The Art Institute of Chicago (111 South Michigan Avenue, (312) 443-3600, artic.edu) has a collection that’s large and eclectic enough to see again and again. The world-class museum has exhibited Andy Warhol’s iconic portrait of Mao looking like a jolly drag queen; some predictably debauched photographs from Harmony Korine, the director of Gummo and Kids, of his friends shooting up heroin; and a really weird video loop of a girl making realistic explosion noises with her mouth as a commentary on growing up in a war-torn society.

Chicago’s Bridgeport neighborhood boasts a vibrant arts scene. There’s Gallery 2 (847 West Jackson Boulevard, (312) 563-5162, saic.edu/art_design/galleries/gallery2), which shows work from the School of the Art Institute of Chicago’s “most advanced undergraduate and graduate students”; the very serious 33 Collective Gallery and 33 1/3 Gallery (1029 West 35th Street, third floor; (708) 837-4534;

33collective.com); the fun, occasionally frivolous Gallery 400

(1240 West Harrison Street, (312) 996-6114, uic.edu/aa/college/gallery400); and scads more. There are even a few galleries without numbers in their titles, like the eclectic Oskar Friedl Gallery (1029 West 35th Street, Suite 301, (312) 493-4330, friedlgallery.com); the hip Iron Studios (3636 South Iron Street, (773) 837-0145), co-curated by the editors of Lumpen magazine; and the challenging, experimental Mars Gallery (1139 West Fulton Market,

(312) 226-7808, marsgallery.com). OK, we’ll stop now, but you get the point. And that’s just one neighborhood. If you’re not finding art in Chicago, you’re simply not trying hard enough.

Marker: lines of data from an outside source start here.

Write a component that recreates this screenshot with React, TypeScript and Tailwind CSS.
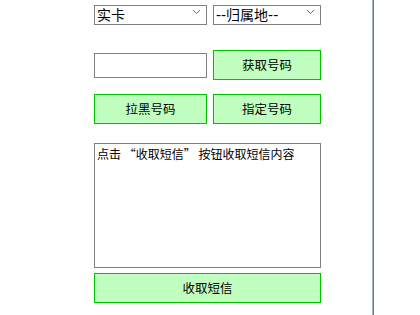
import React from "react";

const font = { fontFamily: '"Noto Sans CJK SC", "Liberation Sans", sans-serif' };
const selectFont = { fontFamily: '"DejaVu Sans", "Noto Sans CJK SC", sans-serif' };

function Chevron() {
  return (
    <svg width="9" height="6" viewBox="0 0 9 6" className="pointer-events-none absolute right-[6px] top-[8px]">
      <path d="M1 1l3.5 3.5L8 1" fill="none" stroke="#6b6b6b" strokeWidth="1" />
    </svg>
  );
}

function FakeSelect({ label }: { label: string }) {
  return (
    <div className="relative h-[20px]">
      <select
        defaultValue={label}
        className="h-full w-full appearance-none border border-[#808080] bg-white pl-[2px] text-[14px] leading-[18px] text-black outline-none"
        style={selectFont}
      >
        <option>{label}</option>
      </select>
      <Chevron />
    </div>
  );
}

function GreenButton({ children }: { children: React.ReactNode }) {
  return (
    <button
      className="h-[30px] w-full border border-[#00c400] bg-[#c0ffc0] text-[12.5px] text-black"
      style={font}
    >
      {children}
    </button>
  );
}

export default function App() {
  return (
    <div className="flex h-[315px] w-[420px] overflow-hidden bg-white" style={font}>
      <div className="w-[372px] shrink-0 pl-[94px] pt-[1px]">
        <div className="w-[227px]">
          <div className="grid grid-cols-[113px_108px] gap-x-[6px]">
            <FakeSelect label="实卡" />
            <FakeSelect label="--归属地--" />
          </div>

          <div className="mt-[29px] grid grid-cols-[113px_108px] items-center gap-x-[6px]">
            <input className="h-[25px] w-full border border-[#808080] bg-white px-1 text-[12px] outline-none" />
            <GreenButton>获取号码</GreenButton>
          </div>

          <div className="mt-[14px] grid grid-cols-[113px_108px] gap-x-[6px]">
            <GreenButton>拉黑号码</GreenButton>
            <GreenButton>指定号码</GreenButton>
          </div>

          <textarea
            readOnly
            defaultValue={"点击 “收取短信” 按钮收取短信内容"}
            className="mt-[19px] block h-[125px] w-full resize-none border border-[#808080] bg-white px-[2px] pt-[1px] text-[12px] leading-[17px] text-black outline-none"
            style={font}
          />

          <div className="mt-[5px]">
            <GreenButton>收取短信</GreenButton>
          </div>
        </div>
      </div>
      <div className="w-px shrink-0 bg-[#a9b8c8]" />
      <div className="w-px shrink-0 bg-[#2f86d6]" />
      <div className="flex-1" />
    </div>
  );
}
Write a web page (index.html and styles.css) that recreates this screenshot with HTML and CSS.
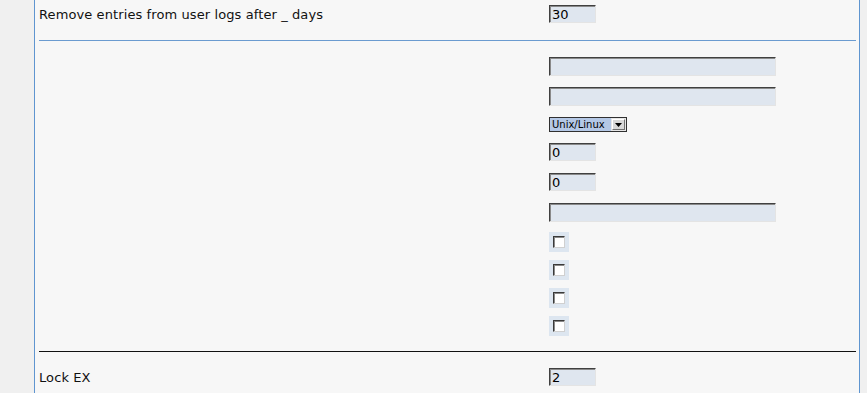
FILE: index.html
```html
<!DOCTYPE html>
<html lang="en">
<head>
    <meta charset="UTF-8">
    <title>Settings</title>
    <link rel="stylesheet" href="styles.css">
</head>
<body>

    <div class="panel">
        <div class="section first">
            <div class="row">
                <div class="label">Remove entries from user logs after _ days</div>
                <div class="value"><input class="field small" type="text" value="30"></div>
            </div>
        </div>

        <div class="rule blue"></div>

        <div class="section">
            <div class="row">
                <div class="label"></div>
                <div class="value"><input class="field wide" type="text" value=""></div>
            </div>
            <div class="row">
                <div class="label"></div>
                <div class="value"><input class="field wide" type="text" value=""></div>
            </div>
            <div class="row short">
                <div class="label"></div>
                <div class="value">
                    <span class="select">
                        <span class="select-text">Unix/Linux</span>
                        <span class="select-btn">
                            <svg width="7" height="4" viewBox="0 0 7 4"><path d="M0 0h7L3.5 4z" fill="#000"/></svg>
                        </span>
                    </span>
                </div>
            </div>
            <div class="row">
                <div class="label"></div>
                <div class="value"><input class="field small" type="text" value="0"></div>
            </div>
            <div class="row">
                <div class="label"></div>
                <div class="value"><input class="field small" type="text" value="0"></div>
            </div>
            <div class="row check-first">
                <div class="label"></div>
                <div class="value"><input class="field wide" type="text" value=""></div>
            </div>
            <div class="row check">
                <div class="label"></div>
                <div class="value"><span class="checkwrap"><span class="checkbox"></span></span></div>
            </div>
            <div class="row check">
                <div class="label"></div>
                <div class="value"><span class="checkwrap"><span class="checkbox"></span></span></div>
            </div>
            <div class="row check">
                <div class="label"></div>
                <div class="value"><span class="checkwrap"><span class="checkbox"></span></span></div>
            </div>
            <div class="row check">
                <div class="label"></div>
                <div class="value"><span class="checkwrap"><span class="checkbox"></span></span></div>
            </div>
        </div>

        <div class="rule dark"></div>

        <div class="section">
            <div class="row">
                <div class="label">Lock EX</div>
                <div class="value"><input class="field small" type="text" value="2"></div>
            </div>
        </div>
    </div>

</body>
</html>
```

FILE: styles.css
```css
body {
    margin: 0;
    background-color: #f0f0f0;
    font-family: "DejaVu Sans", Verdana, sans-serif;
    font-size: 13px;
    color: #000;
}

.panel {
    margin-left: 34px;
    width: 817px;
    min-height: 393px;
    padding: 0 3px 0 4px;
    background-color: #f7f7f7;
    border-left: 1px solid #5f95d0;
    border-right: 1px solid #5f95d0;
}

.section {
    padding-top: 16px;
}

.section.first {
    padding-top: 5px;
}

.row {
    display: flex;
    align-items: flex-start;
    height: 30px;
}

.row.short {
    height: 26px;
}

.row.check-first {
    height: 29px;
}

.row.check {
    height: 28px;
}

.label {
    width: 510px;
    flex: none;
    line-height: 19px;
    letter-spacing: 0.1px;
    color: #111;
}

.value {
    display: flex;
    align-items: flex-start;
}

.rule {
    height: 1px;
    margin-top: 5px;
}

.rule.blue {
    background-color: #6b9bd0;
}

.rule.dark {
    background-color: #111;
    margin-top: 7px;
}

.field {
    box-sizing: border-box;
    height: 19px;
    margin: 0;
    padding: 1px 2px 0;
    font-family: "DejaVu Sans", Verdana, sans-serif;
    font-size: 13px;
    color: #000;
    background-color: #dfe6ef;
    border: 1px solid;
    border-color: #404040 #e4e4e4 #e4e4e4 #404040;
    box-shadow: inset 1px 1px 0 #8a8a8a;
    outline: none;
}

.field.small {
    width: 47px;
    height: 18px;
}

.field.wide {
    width: 227px;
}

.select {
    display: flex;
    align-items: center;
    box-sizing: border-box;
    width: 78px;
    height: 15px;
    border: 1px solid #303030;
    background-color: #e6e6e6;
}

.select-text {
    flex: 1;
    height: 13px;
    padding-left: 2px;
    font-size: 10px;
    line-height: 13px;
    white-space: nowrap;
    overflow: hidden;
    background-color: #b4c8e6;
}

.select-btn {
    display: flex;
    align-items: center;
    justify-content: center;
    flex: none;
    box-sizing: border-box;
    width: 13px;
    height: 11px;
    margin: 0 1px;
    background-color: #d8d8d8;
    border: 1px solid;
    border-color: #fff #707070 #707070 #fff;
}

.checkwrap {
    display: flex;
    box-sizing: border-box;
    width: 20px;
    height: 20px;
    padding: 4px 0 0 4px;
    background-color: #dde6f0;
}

.checkbox {
    box-sizing: border-box;
    width: 12px;
    height: 12px;
    background-color: #fff;
    border: 1px solid;
    border-color: #3a3a3a #d0d0d0 #d0d0d0 #3a3a3a;
    box-shadow: inset 1px 1px 0 #8a8a8a;
}
```
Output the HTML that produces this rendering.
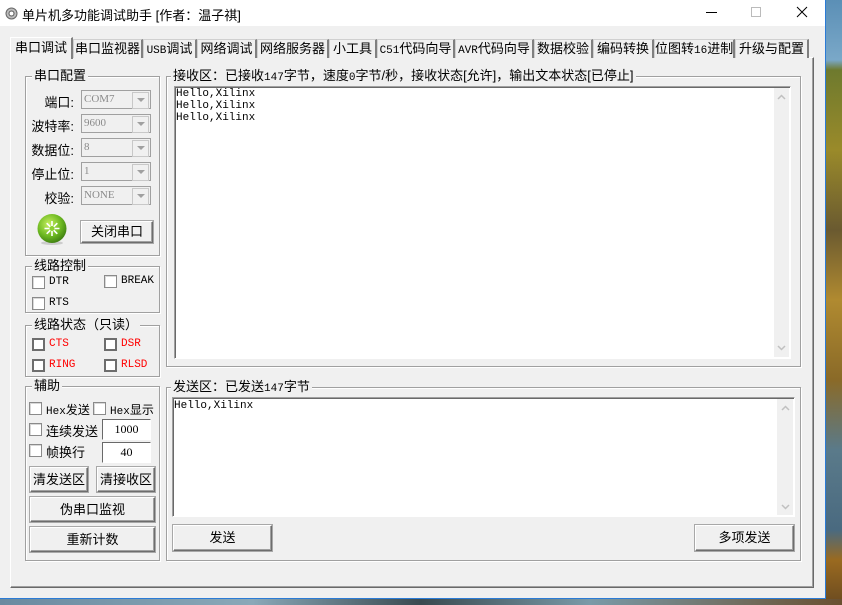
<!DOCTYPE html>
<html><head><meta charset="utf-8"><style>
*{box-sizing:border-box;margin:0;padding:0}
body{width:842px;height:605px;overflow:hidden;position:relative;background:#f0f0f0;font-family:"Liberation Sans","Noto Sans CJK SC",sans-serif;font-size:12px;color:#000}
.a{position:absolute}
.wall{position:absolute;left:826px;top:0;width:16px;height:605px;background:linear-gradient(#5b8fb6 0,#7aa8c8 60px,#6e7a2e 70px,#9a8a2a 150px,#6a5a30 230px,#b08a30 300px,#8a6a28 380px,#5a7a8a 450px,#4a6a80 530px,#9a6a20 560px,#6a4a20 605px)}
.wallb{position:absolute;left:0;top:599px;width:842px;height:6px;background:linear-gradient(90deg,#6a8aa0,#8aa8b8 30%,#3a4a50 50%,#7a9aa8 70%,#6a5030)}
.win{position:absolute;left:0;top:0;width:826px;height:599px;background:#f0f0f0;border-right:1px solid #2b7bd6;border-bottom:1px solid #2b7bd6}
.title{position:absolute;left:0;top:0;width:825px;height:26px;background:#fff}
.grp{position:absolute;border:1px solid #a0a0a0;box-shadow:inset 1px 1px 0 #fff,1px 1px 0 #fff}
.gl{position:absolute;top:-8px;left:6px;background:#f0f0f0;padding:0 2px;font-size:12px;line-height:14px}
.cb{position:absolute;width:13px;height:13px;background:#fff;border:1px solid #8a8a8a;box-shadow:inset 1px 1px 0 #d8d8d8}
.cb2{border:2px solid #6d6d6d;background:#fff;box-shadow:none}
.mono{font-family:"Liberation Mono","Noto Sans CJK SC",monospace;font-size:11px}
.red{color:#f00}
.btn{position:absolute;background:#f0f0f0;border:1px solid;border-color:#fff #6d6d6d #6d6d6d #fff;box-shadow:inset -1px -1px 0 #a0a0a0,0 0 0 1px #a8a8a8;text-align:center;font-size:13px}
.combo{position:absolute;left:81px;width:70px;height:19px;border:1px solid #a0a0a0;background:#f0f0f0;font-family:"Liberation Serif",serif;font-size:11px;color:#8a8a8a;padding-left:2px;line-height:17px}
.combo:after{content:"";position:absolute;right:1px;top:1px;width:15px;height:15px;background:#f0f0f0;border:1px solid #c8c8c8}
.combo i{position:absolute;right:5px;top:7px;width:0;height:0;border-left:4px solid transparent;border-right:4px solid transparent;border-top:4px solid #a0a0a0;z-index:2}
.lab{position:absolute;width:52px;left:22px;text-align:right;font-size:13px}
.ta{position:absolute;background:#fff;border:1px solid;border-color:#a0a0a0 #fff #fff #a0a0a0;box-shadow:inset 1px 1px 0 #696969}
.tab{position:absolute;top:39px;height:19px;border:1px solid #d0d0d0;border-bottom:none;border-right:2px solid #808080;background:#f0f0f0;text-align:center;font-size:13px;line-height:18px;white-space:nowrap}
.inp{position:absolute;left:102px;width:49px;height:21px;background:#fff;border:1px solid;border-color:#696969 #fff #fff #696969;box-shadow:0 0 0 0 #000;text-align:center;font-family:"Liberation Serif",serif;font-size:12px;line-height:19px}
.sb{position:absolute;background:#f0f0f0}
</style></head><body>
<div class="wall"></div><div class="wallb"></div>
<div class="win">
<div class="title">
 <svg class="a" style="left:5px;top:7px" width="13" height="13" viewBox="0 0 13 13"><circle cx="6.5" cy="6.5" r="5.5" fill="#bbb" stroke="#666"/><circle cx="6.5" cy="6.5" r="2.5" fill="#fff" stroke="#555"/></svg>
 <div class="a" style="left:22px;top:5px;font-size:13px">单片机多功能调试助手 [作者：温子祺]</div>
 <div class="a" style="left:706px;top:12px;width:11px;height:1px;background:#000"></div>
 <div class="a" style="left:751px;top:7px;width:10px;height:10px;border:1px solid #bbb"></div>
 <svg class="a" style="left:796px;top:6px" width="12" height="12"><path d="M1 1L11 11M11 1L1 11" stroke="#000" stroke-width="1"/></svg>
</div>
<!-- tab panel -->
<div class="a" style="left:10px;top:57px;width:804px;height:531px;border:1px solid;border-color:#fff #696969 #696969 #fff;box-shadow:inset -1px -1px 0 #a0a0a0"></div>
<div class="tab" style="left:73px;width:70px">串口监视器</div>
<div class="tab" style="left:143px;width:54px"><span class="mono">USB</span>调试</div>
<div class="tab" style="left:197px;width:60px">网络调试</div>
<div class="tab" style="left:257px;width:72px">网络服务器</div>
<div class="tab" style="left:329px;width:48px">小工具</div>
<div class="tab" style="left:377px;width:78px"><span class="mono">C51</span>代码向导</div>
<div class="tab" style="left:455px;width:79px"><span class="mono">AVR</span>代码向导</div>
<div class="tab" style="left:534px;width:59px">数据校验</div>
<div class="tab" style="left:593px;width:61px">编码转换</div>
<div class="tab" style="left:654px;width:81px">位图转<span class="mono">16</span>进制</div>
<div class="tab" style="left:735px;width:74px">升级与配置</div>
<div class="tab" style="left:10px;top:37px;height:22px;width:63px;border-color:#fff;border-right:2px solid #808080;z-index:3;line-height:20px">串口调试</div>

<!-- 串口配置 -->
<div class="grp" style="left:25px;top:76px;width:135px;height:180px"><div class="gl" style="font-size:13px">串口配置</div></div>
<div class="lab" style="top:92px">端口:</div><div class="combo" style="top:90px">COM7<i></i></div>
<div class="lab" style="top:116px">波特率:</div><div class="combo" style="top:114px">9600<i></i></div>
<div class="lab" style="top:140px">数据位:</div><div class="combo" style="top:138px">8<i></i></div>
<div class="lab" style="top:164px">停止位:</div><div class="combo" style="top:162px">1<i></i></div>
<div class="lab" style="top:188px">校验:</div><div class="combo" style="top:186px">NONE<i></i></div>
<svg class="a" style="left:36px;top:213px" width="32" height="33" viewBox="0 0 32 33"><defs><radialGradient id="g" cx="0.4" cy="0.35" r="0.7"><stop offset="0" stop-color="#c8f060"/><stop offset="0.6" stop-color="#6cb820"/><stop offset="1" stop-color="#3a7a10"/></radialGradient></defs><ellipse cx="16" cy="30" rx="11" ry="2" fill="#ccc"/><circle cx="16" cy="15.5" r="14.5" fill="url(#g)"/><g stroke="#fff" stroke-width="1.6"><path d="M16 8v15M8.5 15.5h15M10.7 10.2l10.6 10.6M21.3 10.2L10.7 20.8"/></g><circle cx="16" cy="15.5" r="2.5" fill="#8cd030"/></svg>
<div class="btn" style="left:81px;top:221px;width:72px;height:22px;line-height:20px">关闭串口</div>

<!-- 线路控制 -->
<div class="grp" style="left:25px;top:266px;width:135px;height:47px"><div class="gl" style="font-size:13px">线路控制</div></div>
<div class="cb" style="left:32px;top:276px"></div><div class="a mono" style="left:49px;top:276px">DTR</div>
<div class="cb" style="left:104px;top:275px"></div><div class="a mono" style="left:121px;top:275px">BREAK</div>
<div class="cb" style="left:32px;top:297px"></div><div class="a mono" style="left:49px;top:297px">RTS</div>

<!-- 线路状态 -->
<div class="grp" style="left:25px;top:325px;width:135px;height:52px"><div class="gl" style="font-size:13px">线路状态（只读）</div></div>
<div class="cb cb2" style="left:32px;top:338px"></div><div class="a mono red" style="left:49px;top:338px">CTS</div>
<div class="cb cb2" style="left:104px;top:338px"></div><div class="a mono red" style="left:121px;top:338px">DSR</div>
<div class="cb cb2" style="left:32px;top:359px"></div><div class="a mono red" style="left:49px;top:359px">RING</div>
<div class="cb cb2" style="left:104px;top:359px"></div><div class="a mono red" style="left:121px;top:359px">RLSD</div>

<!-- 辅助 -->
<div class="grp" style="left:25px;top:386px;width:135px;height:175px"><div class="gl" style="font-size:13px">辅助</div></div>
<div class="cb" style="left:29px;top:402px"></div><div class="a" style="left:46px;top:401px"><span class="mono">Hex</span>发送</div>
<div class="cb" style="left:93px;top:402px"></div><div class="a" style="left:110px;top:401px"><span class="mono">Hex</span>显示</div>
<div class="cb" style="left:29px;top:423px"></div><div class="a" style="left:46px;top:421px;font-size:13px">连续发送</div>
<div class="inp" style="top:419px">1000</div>
<div class="cb" style="left:29px;top:444px"></div><div class="a" style="left:46px;top:442px;font-size:13px">帧换行</div>
<div class="inp" style="top:442px">40</div>
<div class="btn" style="left:30px;top:467px;width:58px;height:25px;line-height:23px">清发送区</div>
<div class="btn" style="left:97px;top:467px;width:58px;height:25px;line-height:23px">清接收区</div>
<div class="btn" style="left:30px;top:497px;width:125px;height:25px;line-height:23px">伪串口监视</div>
<div class="btn" style="left:30px;top:527px;width:125px;height:25px;line-height:23px">重新计数</div>

<!-- 接收区 -->
<div class="grp" style="left:166px;top:76px;width:635px;height:291px"><div class="gl" style="left:4px;font-size:13px">接收区：已接收<span class="mono">147</span>字节，速度<span class="mono">0</span>字节/秒，接收状态[允许]，输出文本状态[已停止]</div></div>
<div class="ta" style="left:174px;top:86px;width:617px;height:273px"></div>
<div class="sb" style="left:774px;top:88px;width:15px;height:269px"></div>
<svg class="a" style="left:777px;top:94px" width="9" height="6"><path d="M1 5L4.5 1.5L8 5" stroke="#c0c0c0" stroke-width="1.5" fill="none"/></svg>
<svg class="a" style="left:777px;top:345px" width="9" height="6"><path d="M1 1L4.5 4.5L8 1" stroke="#c0c0c0" stroke-width="1.5" fill="none"/></svg>
<div class="a mono" style="left:176px;top:88px;line-height:12px">Hello,Xilinx<br>Hello,Xilinx<br>Hello,Xilinx</div>

<!-- 发送区 -->
<div class="grp" style="left:166px;top:387px;width:635px;height:174px"><div class="gl" style="left:4px;font-size:13px">发送区：已发送<span class="mono">147</span>字节</div></div>
<div class="ta" style="left:172px;top:397px;width:623px;height:120px"></div>
<div class="sb" style="left:777px;top:399px;width:16px;height:116px"></div>
<svg class="a" style="left:781px;top:405px" width="9" height="6"><path d="M1 5L4.5 1.5L8 5" stroke="#c0c0c0" stroke-width="1.5" fill="none"/></svg>
<svg class="a" style="left:781px;top:504px" width="9" height="6"><path d="M1 1L4.5 4.5L8 1" stroke="#c0c0c0" stroke-width="1.5" fill="none"/></svg>
<div class="a mono" style="left:174px;top:400px">Hello,Xilinx</div>
<div class="btn" style="left:173px;top:525px;width:99px;height:26px;line-height:24px">发送</div>
<div class="btn" style="left:695px;top:525px;width:99px;height:26px;line-height:24px">多项发送</div>
</div>
</body></html>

Finally, we’d like to bring attention to a few spots in the Andersonville neighborhood that, while not traditional gallery spaces, bring their own unique flair to the city’s arts scene. Michelle Fire displays paintings in her beloved club Big Chicks (5024 North Sheridan Road, (773) 728-5511, bigchicks.com). Don’t let the name fool you; the clientele tends toward lithe gay men and, apparently, art appreciators. Actual chicks go to T’s Bar and Restaurant (5025 North Clark Street, (773) 784-6000, tsbarchicago.com), a popular lesbian neighborhood bar that always has colorful paintings for sale on its walls. And you may remember the controversy that swirled around A Taste of Heaven (5401 North Clark Street, (773) 989-0151) when owner Dan McCauley placed a sign on the door proclaiming that “children of all ages have to behave and use their indoor voices when coming to A Taste of Heaven.” What the hysterical New York Times and CNN coverage missed was that McCauley is a cartoonist who sells paintings of frogs. Yes, frogs—frogs as icons like Madonna, Elvis, and Blanche DuBois from A Streetcar Named Desire. It’s low art, to be sure, but that’s the great thing about Chicago. Whether your tastes run toward high art (Michelangelo, the artist) or pop art (Michelangelo, the Ninja Turtle), there’s something here for you.